Dari penelitian tersebut tercatat sebanyak 33,5 persen anak usia 13-18 tahun pernah menikah, dan rata-rata mereka menikah pada usia 15-16 tahun. Data ini tak jauh berbeda dengan temuan Bappenas tahun 2008 bahwa 34,5 persen dari 2.049.000 perkawinan tahun 2008 adalah perkawinan anak.

Menurut Gender Specialist Plan Indonesia, Bekti Andari, ada lima faktor yang mempengaruhi perkawinan anak, yaitu perilaku seksual dan kehamilan tidak dikehendaki, tradisi atau budaya, rendahnya pengetahuan kesehatan reproduksi, tingkat pendidikan orangtua, faktor sosio-ekonomi dan geografis serta lemahnya penegakan hukum.

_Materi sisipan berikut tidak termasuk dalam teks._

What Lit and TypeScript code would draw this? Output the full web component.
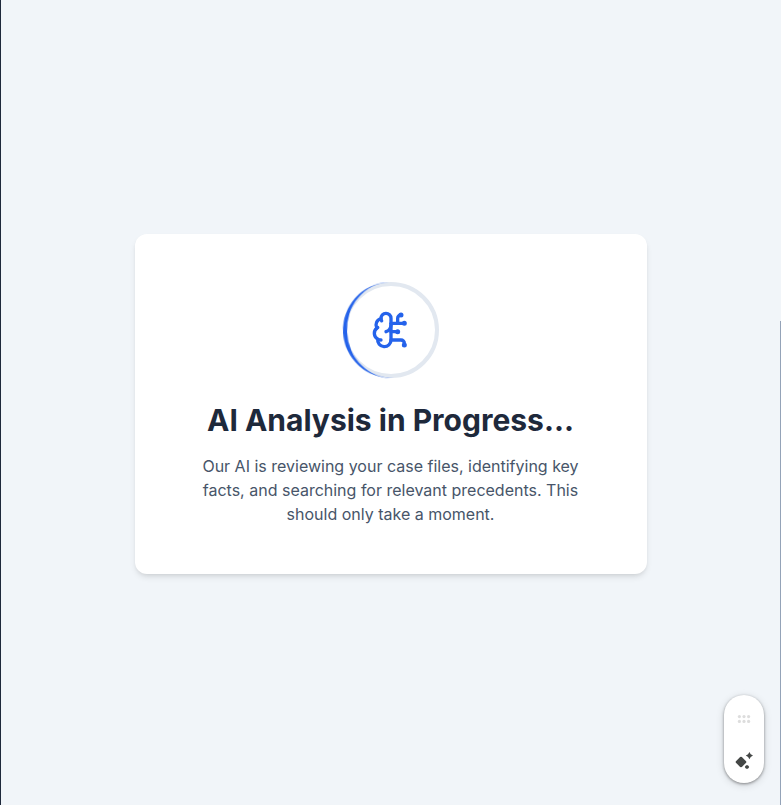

Selain itu, pernikahan dini paling berdampak buruk bagi anak perempuan. Pertama,  anak perempuan rentan mengalami kekerasan dalam rumah tangga. Kedua, perkawinan dini berdampak pada kesehatan reproduksi anak perempuan. Anak perempuan berusia 10-14 tahun memiliki kemungkinan meninggal lima kali lebih besar, selama kehamilan atau melahirkan dibandingkan dengan perempuan berusia 20-25 tahun.

Terakhir, perkawinan dini mengakibatkan si anak tidak mampu mencapai pendidikan yang lebih tinggi. "Hanya 5,6 persen anak kawin dini yang masih melanjutkan sekolah setelah kawin," jelas Bekti.